Companies across all industries work in supply chains, connecting various operations and branches to produce a final product. While supply chains allow different companies to perfect their trade and participate in a larger entity, many are riddled with various risks and inefficiencies that negatively impact the bottom line. A supply chain, by definition, is composed of several bodies all operating to a certain degree of independence while still functioning as a part of a whole.
Because various tasks occur in disparate locations, operations and communications can easily become disjointed. This leads to wasted time, energy and money on remedying avoidable issues or fixing glitches in the system.
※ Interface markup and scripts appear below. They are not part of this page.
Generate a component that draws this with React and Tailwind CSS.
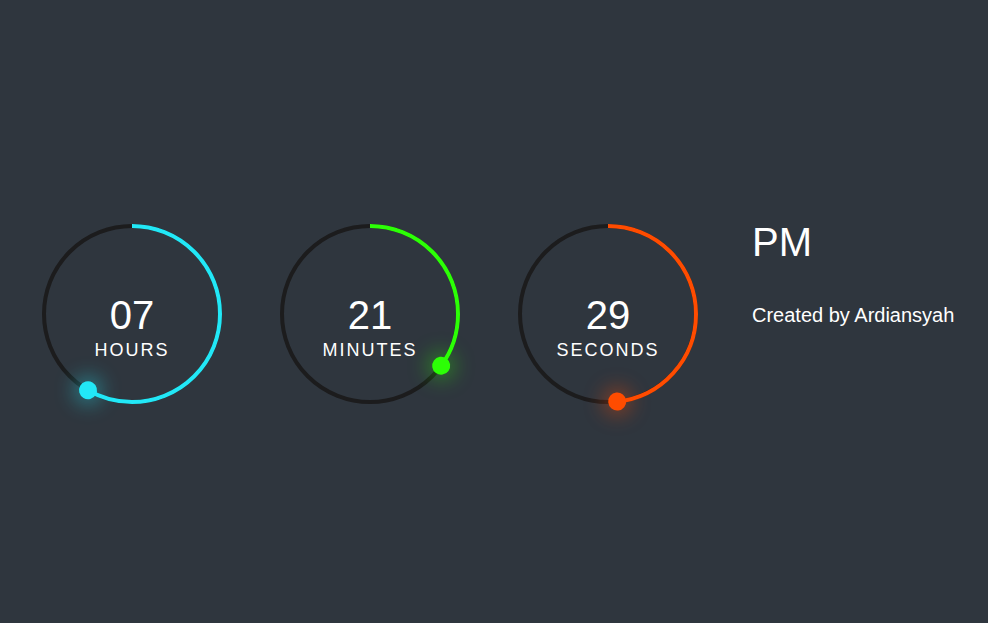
import React from 'react';

const R = 88;
const C = 2 * Math.PI * R;

const units = [
  {
    value: '07',
    label: 'HOURS',
    progress: 7 / 12,
    color: '#22e8f7',
    dot: 'bg-[#22e8f7] shadow-[0_0_20px_5px_rgba(34,232,247,0.4)]',
  },
  {
    value: '21',
    label: 'MINUTES',
    progress: 21 / 60,
    color: '#2cff06',
    dot: 'bg-[#2cff06] shadow-[0_0_20px_5px_rgba(44,255,6,0.35)]',
  },
  {
    value: '29',
    label: 'SECONDS',
    progress: 29 / 60,
    color: '#ff4c00',
    dot: 'bg-[#ff4c00] shadow-[0_0_20px_5px_rgba(255,76,0,0.4)]',
  },
];

const Ring = ({ value, label, progress, color, dot }) => {
  return (
    <div className="relative w-[180px] h-[180px] shrink-0">
      {/* track + progress arc */}
      <svg width="180" height="180" viewBox="0 0 180 180" className="absolute inset-0 -rotate-90">
        <circle cx="90" cy="90" r={R} fill="none" stroke="#1c1c1d" strokeWidth="4" />
        <circle
          cx="90"
          cy="90"
          r={R}
          fill="none"
          stroke={color}
          strokeWidth="4"
          strokeDasharray={C}
          strokeDashoffset={C * (1 - progress)}
        />
      </svg>

      {/* dot at the end of the arc */}
      <div className="absolute inset-0" style={{ transform: `rotate(${progress * 360}deg)` }}>
        <div className={`absolute left-[81px] top-[-7px] w-[18px] h-[18px] rounded-full ${dot}`} />
      </div>

      {/* readout */}
      <div className="absolute inset-0 flex flex-col items-center pt-[71px] text-white">
        <span className="text-[40px] leading-none">{value}</span>
        <span className="mt-[6px] text-[18px] leading-none tracking-[2px]">{label}</span>
      </div>
    </div>
  );
};

export default function App() {
  return (
    <div className="w-full h-[623px] bg-[#2f363e] font-['Liberation_Sans',Arial,sans-serif] overflow-hidden">
      <div className="flex items-start pt-[224px] pl-[42px]">
        <div className="flex gap-[58px]">
          {units.map((u) => (
            <Ring key={u.label} {...u} />
          ))}
        </div>
        <div className="ml-[54px] -mt-[5px] flex flex-col text-white">
          <span className="text-[40px] leading-[46px]">PM</span>
          <span className="mt-[39px] text-[20px] leading-[23px]">Created by Ardiansyah</span>
        </div>
      </div>
    </div>
  );
}
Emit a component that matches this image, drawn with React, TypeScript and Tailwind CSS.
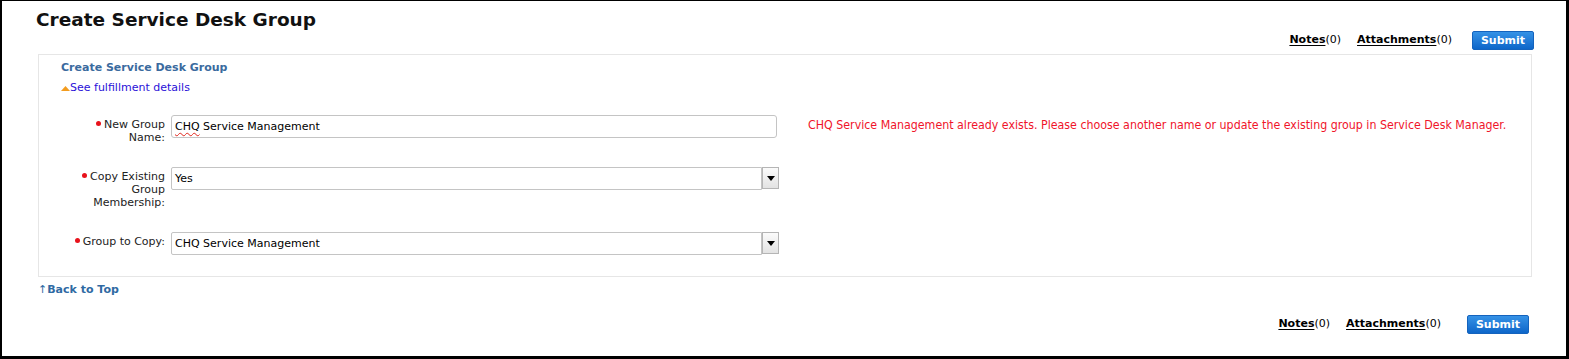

While a kink in the supply chain can be as minor as a shipping delay, others may result in serious consequences that may be hard for the company to recover from. To avoid certain risks that pose more serious threats, supply chain leaders and experts have launched strategy sessions to keep the industry abreast of the latest innovations and precautions to ward off common problems.
Leaders speak up
It was recently announced that the second installment of the Executive Supply Network Risk Forum will be held in February, attracting global supply chain strategists and experts from around the world. The goal of the event will be to brainstorm different ways companies can maintain successful supply chains while optimizing business operations and reducing risks. Most supply chains rely on business integration technology and risk management solutions to reduce vulnerability to certain problems while increasing managerial control over all operational variables.
According to John Campi, managing partner of a management company and supply chain thought leader, many supply chains are working to achieve cost savings while bypassing the complexity of the growing global economy. New standards and regulations are placing greater demands on businesses worldwide, calling for increased innovation and support to ensure compliance and operational integrity. Companies that ignore these complexities are vulnerable to a variety of risks, while enterprises that work with supply chain management experts have resources to mitigate these risks.
"These new, complex global networks, logistics infrastructure, and unaffiliated ownerships have created an expanding complex risk/value profile," Campi said. "This transformation demands a new approach to measuring risk inherent within the supply network architecture. We have seen this risk clearly demonstrated with Hurricane Sandy, and its impact on the global supply network."